Knowing her husband will die is not the same as losing him. She is numb as she stumbles through the purification retreat and rituals. Past and future are meaningless to the gods and thus to Jingu. The pain never lessens. Each moment of each day contains the first shock and the endless ache of his death. Forty years before she dies.

 

A fish is not seduced by bait. When it grows hungry, it eats whichever mosquito egg or dragonfly happens to be closest. If one is fortunate or destined, it is one’s bait that is closest at that moment. But it is chance that fish and bait are in the right places at the right time. There may be no fish there or a different fish, or the wrong bait, or the fish may not be hungry. The woman who hopes to catch a fish knows she offers nothing to the fish that it cannot find for itself—and better, for her bait comes with a hook and a thread, and death.

The spilled rice on the ground is cold. Grains stick to her hand when she picks up one and presses it onto the needle. It looks like the tiny things that live at the water’s surface and become mosquitoes.

She stands slowly and looks down into the stream, down at the shimmering motionless uncaring trout. “You horror,” she says again. “Prove to me that I should go to Silla.”

 

Jingu knows what the gods want. They toss their demands at her, knowing she will meet them: a dozen shrines to this god or that, rice fields and offerings, priestesses in Nagata and Hirota. And Silla.

Chuai died because he sought to conquer the Kumaso rather than Silla, but the gods allow Jingu to defeat the Kumaso in mere months. Past and future blur in the gods’ minds. They knew, and know, that this is how things will happen. Chuai’s death was arbitrary and meaningless, proof that the gods are either ironical or cruel or simply do not care. The gods may define her actions but they do not care what she feels, the sorrow and anger and love and grief that are always with her, always as intense as the first moments she feels them.

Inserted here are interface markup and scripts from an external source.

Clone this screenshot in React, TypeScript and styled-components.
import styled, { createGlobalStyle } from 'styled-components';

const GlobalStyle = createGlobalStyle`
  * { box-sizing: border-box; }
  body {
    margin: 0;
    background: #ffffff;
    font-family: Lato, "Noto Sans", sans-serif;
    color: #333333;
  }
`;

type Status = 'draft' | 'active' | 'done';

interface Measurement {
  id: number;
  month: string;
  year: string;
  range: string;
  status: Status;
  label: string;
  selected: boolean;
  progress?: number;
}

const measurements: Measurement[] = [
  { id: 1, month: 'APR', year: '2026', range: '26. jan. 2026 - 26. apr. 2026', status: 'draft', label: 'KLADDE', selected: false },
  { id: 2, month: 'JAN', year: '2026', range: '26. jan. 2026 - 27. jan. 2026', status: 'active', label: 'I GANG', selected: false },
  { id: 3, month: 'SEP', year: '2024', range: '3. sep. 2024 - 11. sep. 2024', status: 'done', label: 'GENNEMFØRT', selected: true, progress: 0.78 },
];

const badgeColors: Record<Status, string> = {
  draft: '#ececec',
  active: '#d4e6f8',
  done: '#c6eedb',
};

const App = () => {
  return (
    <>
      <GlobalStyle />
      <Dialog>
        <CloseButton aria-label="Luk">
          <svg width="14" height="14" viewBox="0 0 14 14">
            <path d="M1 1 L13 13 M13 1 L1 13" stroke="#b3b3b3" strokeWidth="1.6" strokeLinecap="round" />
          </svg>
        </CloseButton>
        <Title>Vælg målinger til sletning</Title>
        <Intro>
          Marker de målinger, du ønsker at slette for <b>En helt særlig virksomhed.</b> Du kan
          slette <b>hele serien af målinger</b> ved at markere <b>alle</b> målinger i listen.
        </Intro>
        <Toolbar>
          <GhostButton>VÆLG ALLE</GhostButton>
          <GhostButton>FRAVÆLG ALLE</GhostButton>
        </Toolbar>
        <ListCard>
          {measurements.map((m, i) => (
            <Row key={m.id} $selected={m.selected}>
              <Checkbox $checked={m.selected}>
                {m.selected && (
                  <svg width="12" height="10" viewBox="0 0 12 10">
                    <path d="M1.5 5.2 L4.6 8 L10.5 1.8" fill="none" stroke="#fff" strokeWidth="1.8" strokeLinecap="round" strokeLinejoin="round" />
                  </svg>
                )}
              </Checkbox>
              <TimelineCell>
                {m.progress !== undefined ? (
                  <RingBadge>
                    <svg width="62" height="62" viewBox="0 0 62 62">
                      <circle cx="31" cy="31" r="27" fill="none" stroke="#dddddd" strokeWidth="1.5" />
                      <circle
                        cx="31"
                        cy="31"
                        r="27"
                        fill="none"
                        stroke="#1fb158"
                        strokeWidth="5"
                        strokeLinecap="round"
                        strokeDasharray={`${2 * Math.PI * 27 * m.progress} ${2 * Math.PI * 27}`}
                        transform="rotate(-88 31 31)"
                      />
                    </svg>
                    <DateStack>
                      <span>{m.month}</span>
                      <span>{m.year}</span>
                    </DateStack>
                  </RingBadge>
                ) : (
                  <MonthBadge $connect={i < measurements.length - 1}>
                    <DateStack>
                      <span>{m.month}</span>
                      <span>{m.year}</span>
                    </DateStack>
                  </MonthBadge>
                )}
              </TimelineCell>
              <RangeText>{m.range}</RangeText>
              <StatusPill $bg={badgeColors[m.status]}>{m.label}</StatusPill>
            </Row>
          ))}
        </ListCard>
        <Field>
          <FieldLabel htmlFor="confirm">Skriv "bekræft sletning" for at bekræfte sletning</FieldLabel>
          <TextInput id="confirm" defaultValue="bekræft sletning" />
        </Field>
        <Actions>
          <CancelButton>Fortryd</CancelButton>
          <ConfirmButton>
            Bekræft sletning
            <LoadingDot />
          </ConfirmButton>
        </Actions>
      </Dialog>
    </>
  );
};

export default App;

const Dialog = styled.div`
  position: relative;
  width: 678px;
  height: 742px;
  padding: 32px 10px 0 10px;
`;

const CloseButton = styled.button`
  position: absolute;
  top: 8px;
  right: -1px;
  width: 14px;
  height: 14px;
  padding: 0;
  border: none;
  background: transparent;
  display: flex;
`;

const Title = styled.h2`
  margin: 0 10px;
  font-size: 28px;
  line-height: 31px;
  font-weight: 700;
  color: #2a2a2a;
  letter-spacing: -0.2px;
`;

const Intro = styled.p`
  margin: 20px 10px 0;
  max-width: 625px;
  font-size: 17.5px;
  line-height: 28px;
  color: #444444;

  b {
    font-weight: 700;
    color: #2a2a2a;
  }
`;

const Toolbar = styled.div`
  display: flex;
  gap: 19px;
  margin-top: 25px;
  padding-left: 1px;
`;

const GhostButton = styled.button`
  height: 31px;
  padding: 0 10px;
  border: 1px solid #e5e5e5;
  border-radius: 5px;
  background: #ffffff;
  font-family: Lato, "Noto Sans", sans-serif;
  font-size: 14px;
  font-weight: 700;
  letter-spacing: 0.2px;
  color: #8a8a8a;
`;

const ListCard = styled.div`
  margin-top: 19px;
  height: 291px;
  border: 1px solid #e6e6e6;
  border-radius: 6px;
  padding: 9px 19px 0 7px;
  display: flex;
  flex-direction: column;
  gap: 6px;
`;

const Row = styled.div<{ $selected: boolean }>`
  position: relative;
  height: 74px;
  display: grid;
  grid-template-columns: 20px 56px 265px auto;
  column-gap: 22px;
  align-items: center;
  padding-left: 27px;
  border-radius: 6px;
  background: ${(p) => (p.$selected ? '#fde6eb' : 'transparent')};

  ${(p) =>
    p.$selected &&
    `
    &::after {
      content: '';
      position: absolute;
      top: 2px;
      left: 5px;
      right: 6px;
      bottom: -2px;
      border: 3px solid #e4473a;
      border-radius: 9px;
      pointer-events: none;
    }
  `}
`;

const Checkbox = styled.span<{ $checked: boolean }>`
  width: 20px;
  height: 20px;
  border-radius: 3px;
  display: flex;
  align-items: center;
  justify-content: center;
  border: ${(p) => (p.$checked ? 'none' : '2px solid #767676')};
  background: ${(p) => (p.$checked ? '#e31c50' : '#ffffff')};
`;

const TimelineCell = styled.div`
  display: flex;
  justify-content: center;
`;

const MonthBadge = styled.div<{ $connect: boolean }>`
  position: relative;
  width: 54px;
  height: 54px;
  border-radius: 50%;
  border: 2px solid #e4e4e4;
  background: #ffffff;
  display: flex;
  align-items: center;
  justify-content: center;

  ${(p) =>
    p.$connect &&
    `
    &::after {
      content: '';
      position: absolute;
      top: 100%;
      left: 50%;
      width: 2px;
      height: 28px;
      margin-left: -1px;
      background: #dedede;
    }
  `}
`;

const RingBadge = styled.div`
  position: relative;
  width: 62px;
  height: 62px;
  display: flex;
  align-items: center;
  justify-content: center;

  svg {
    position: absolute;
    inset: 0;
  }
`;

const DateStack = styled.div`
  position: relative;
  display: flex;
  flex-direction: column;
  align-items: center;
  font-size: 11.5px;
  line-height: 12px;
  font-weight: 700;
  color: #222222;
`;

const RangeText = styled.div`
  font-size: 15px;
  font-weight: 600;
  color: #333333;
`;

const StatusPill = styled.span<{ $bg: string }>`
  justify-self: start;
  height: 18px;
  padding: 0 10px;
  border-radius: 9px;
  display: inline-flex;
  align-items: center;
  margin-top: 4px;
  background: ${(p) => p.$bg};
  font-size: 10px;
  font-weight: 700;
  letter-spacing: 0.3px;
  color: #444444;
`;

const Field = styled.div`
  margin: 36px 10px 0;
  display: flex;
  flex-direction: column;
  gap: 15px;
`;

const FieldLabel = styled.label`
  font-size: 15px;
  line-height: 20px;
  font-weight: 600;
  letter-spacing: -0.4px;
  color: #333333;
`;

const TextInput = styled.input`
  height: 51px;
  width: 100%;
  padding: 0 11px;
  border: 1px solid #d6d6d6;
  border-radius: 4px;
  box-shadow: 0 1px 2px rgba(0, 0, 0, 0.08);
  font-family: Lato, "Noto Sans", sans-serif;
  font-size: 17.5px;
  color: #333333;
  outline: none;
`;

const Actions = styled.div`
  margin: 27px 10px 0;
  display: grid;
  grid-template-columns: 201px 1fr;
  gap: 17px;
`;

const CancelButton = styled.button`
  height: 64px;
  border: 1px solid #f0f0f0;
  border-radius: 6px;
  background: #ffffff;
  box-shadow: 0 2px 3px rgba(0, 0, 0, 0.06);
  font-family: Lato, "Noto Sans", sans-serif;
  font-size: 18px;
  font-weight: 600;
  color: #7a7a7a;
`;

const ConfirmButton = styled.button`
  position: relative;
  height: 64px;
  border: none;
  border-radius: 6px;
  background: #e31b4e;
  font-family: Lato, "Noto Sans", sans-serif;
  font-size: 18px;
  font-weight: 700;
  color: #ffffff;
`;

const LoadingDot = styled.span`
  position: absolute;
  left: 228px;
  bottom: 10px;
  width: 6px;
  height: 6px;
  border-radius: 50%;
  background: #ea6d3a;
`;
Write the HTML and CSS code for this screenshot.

For a time after his death she performs divination after divination, all asking,
Shall I conquer Silla?
Catching trout with a needle is part of this. She will also watch a rock crumble and allow water to irrigate a rice field she has planted. She will bathe in a river and feel the water in her hair, drawing conclusions from the currents that pull it this way and that. She knows what the answer will be—it is as familiar to her as a song she will sing to her infant son when he is born—but her only power over the gods is this, that they must tell her what they want for her to give it to them. And so she asks them to repeat themselves and takes a chill comfort in hearing their voices and pretending they care.

 

There are places in Japan where the gods do not permit men to fish during spawning, for they cannot understand and will not properly respect the fish’s feelings. Jingu often fishes as a child before she becomes consort and then empress, and old skills come back easily when the past is eternally now. It is still some months before Ojin disrupts her balance, so she stands precariously on the little river’s bank, the thread coiled in one hand, the baited needle in the other.